What the task requires: Can you transcribe every line exactly and leave the pictures behind?

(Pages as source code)
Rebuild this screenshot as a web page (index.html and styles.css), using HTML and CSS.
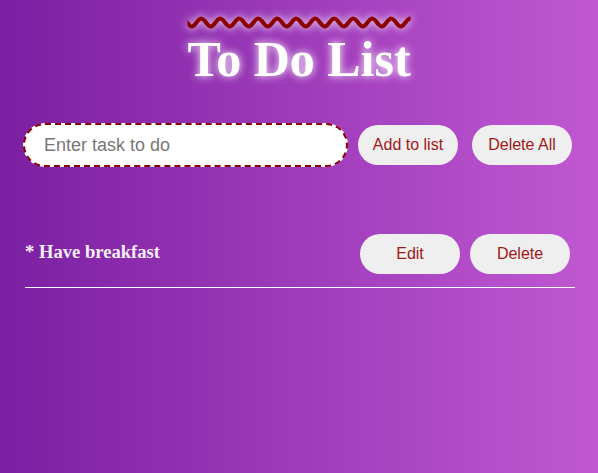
FILE: index.html
```html
<!DOCTYPE html>
<html>
<head>
<meta charset="utf-8">
<link rel="stylesheet" href="styles.css">
</head>
<body>
<div class="app">
  <h1 class="title">To Do List</h1>
  <div class="form-row">
    <input class="task-input" type="text" placeholder="Enter task to do">
    <button class="btn btn-add">Add to list</button>
    <button class="btn btn-clear">Delete All</button>
  </div>
  <ul class="task-list">
    <li class="task">
      <span class="task-text">* Have breakfast</span>
      <span class="task-actions">
        <button class="btn">Edit</button>
        <button class="btn">Delete</button>
      </span>
    </li>
  </ul>
</div>
</body>
</html>
```
FILE: styles.css
```css
html, body {
  margin: 0;
  height: 100%;
}
body {
  background: linear-gradient(to right, #7b1fa2, #c158d2);
  font-family: "Liberation Serif", "Times New Roman", serif;
}
.app {
  width: 550px;
  margin: 0 auto;
  padding-top: 1px;
}
.title {
  margin: 29px 0 0;
  text-align: center;
  font-size: 50px;
  line-height: 58px;
  font-weight: bold;
  color: #fff;
  text-decoration: overline wavy #8b0000;
  text-decoration-thickness: 4px;
  text-shadow: 0 0 8px #fff;
}
.form-row {
  display: flex;
  align-items: center;
  margin-top: 35px;
  margin-left: -1px;
}
.task-input {
  box-sizing: border-box;
  width: 325px;
  height: 44px;
  border: 2px dashed #8b0000;
  border-radius: 22px;
  padding: 0 19px;
  font-family: "Liberation Sans", Arial, sans-serif;
  font-size: 18px;
  outline: none;
  background: #fff;
}
.task-input::placeholder {
  color: #777;
}
.btn {
  width: 100px;
  height: 40px;
  border: none;
  border-radius: 20px;
  background: #efefef;
  color: #a01818;
  font-family: "Liberation Sans", Arial, sans-serif;
  font-size: 16px;
  padding: 0;
}
.btn-add {
  margin-left: 10px;
}
.btn-clear {
  margin-left: 14px;
}
.task-list {
  list-style: none;
  margin: 67px 0 0;
  padding: 0;
}
.task {
  display: flex;
  justify-content: space-between;
  align-items: center;
  padding: 0 0 13px 0;
  border-bottom: 1px solid #fff;
  margin: 0 -1px 0 1px;
}
.task-text {
  color: #f8f0f8;
  font-size: 18.6px;
  font-weight: bold;
  margin-bottom: 4px;
}
.task-actions {
  display: flex;
  gap: 10px;
  margin-right: 5px;
}
```
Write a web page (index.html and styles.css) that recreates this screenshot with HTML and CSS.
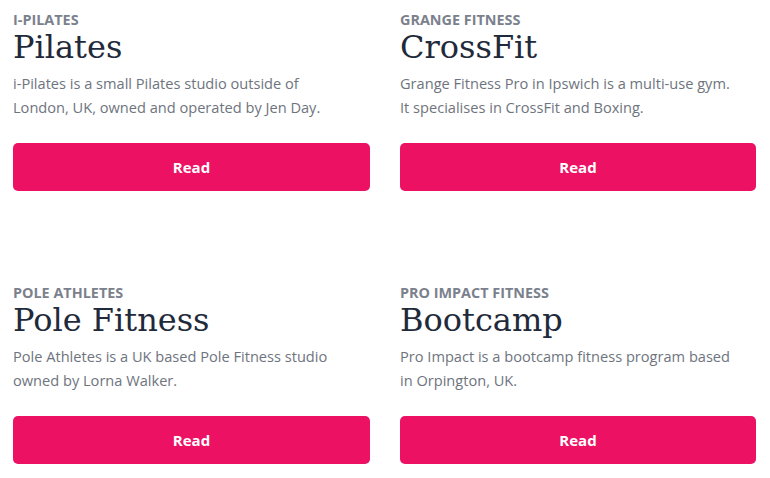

Worked solution:
Rebuild this screenshot as a web page (index.html and styles.css), using HTML and CSS.
FILE: index.html
```html
<!DOCTYPE html>
<html>
<head>
<meta charset="utf-8">
<link rel="stylesheet" href="styles.css">
</head>
<body>
<div class="app">
  <h1 class="title">To Do List</h1>
  <div class="form-row">
    <input class="task-input" type="text" placeholder="Enter task to do">
    <button class="btn btn-add">Add to list</button>
    <button class="btn btn-clear">Delete All</button>
  </div>
  <ul class="task-list">
    <li class="task">
      <span class="task-text">* Have breakfast</span>
      <span class="task-actions">
        <button class="btn">Edit</button>
        <button class="btn">Delete</button>
      </span>
    </li>
  </ul>
</div>
</body>
</html>
```
FILE: styles.css
```css
html, body {
  margin: 0;
  height: 100%;
}
body {
  background: linear-gradient(to right, #7b1fa2, #c158d2);
  font-family: "Liberation Serif", "Times New Roman", serif;
}
.app {
  width: 550px;
  margin: 0 auto;
  padding-top: 1px;
}
.title {
  margin: 29px 0 0;
  text-align: center;
  font-size: 50px;
  line-height: 58px;
  font-weight: bold;
  color: #fff;
  text-decoration: overline wavy #8b0000;
  text-decoration-thickness: 4px;
  text-shadow: 0 0 8px #fff;
}
.form-row {
  display: flex;
  align-items: center;
  margin-top: 35px;
  margin-left: -1px;
}
.task-input {
  box-sizing: border-box;
  width: 325px;
  height: 44px;
  border: 2px dashed #8b0000;
  border-radius: 22px;
  padding: 0 19px;
  font-family: "Liberation Sans", Arial, sans-serif;
  font-size: 18px;
  outline: none;
  background: #fff;
}
.task-input::placeholder {
  color: #777;
}
.btn {
  width: 100px;
  height: 40px;
  border: none;
  border-radius: 20px;
  background: #efefef;
  color: #a01818;
  font-family: "Liberation Sans", Arial, sans-serif;
  font-size: 16px;
  padding: 0;
}
.btn-add {
  margin-left: 10px;
}
.btn-clear {
  margin-left: 14px;
}
.task-list {
  list-style: none;
  margin: 67px 0 0;
  padding: 0;
}
.task {
  display: flex;
  justify-content: space-between;
  align-items: center;
  padding: 0 0 13px 0;
  border-bottom: 1px solid #fff;
  margin: 0 -1px 0 1px;
}
.task-text {
  color: #f8f0f8;
  font-size: 18.6px;
  font-weight: bold;
  margin-bottom: 4px;
}
.task-actions {
  display: flex;
  gap: 10px;
  margin-right: 5px;
}
```
Write a web page (index.html and styles.css) that recreates this screenshot with HTML and CSS.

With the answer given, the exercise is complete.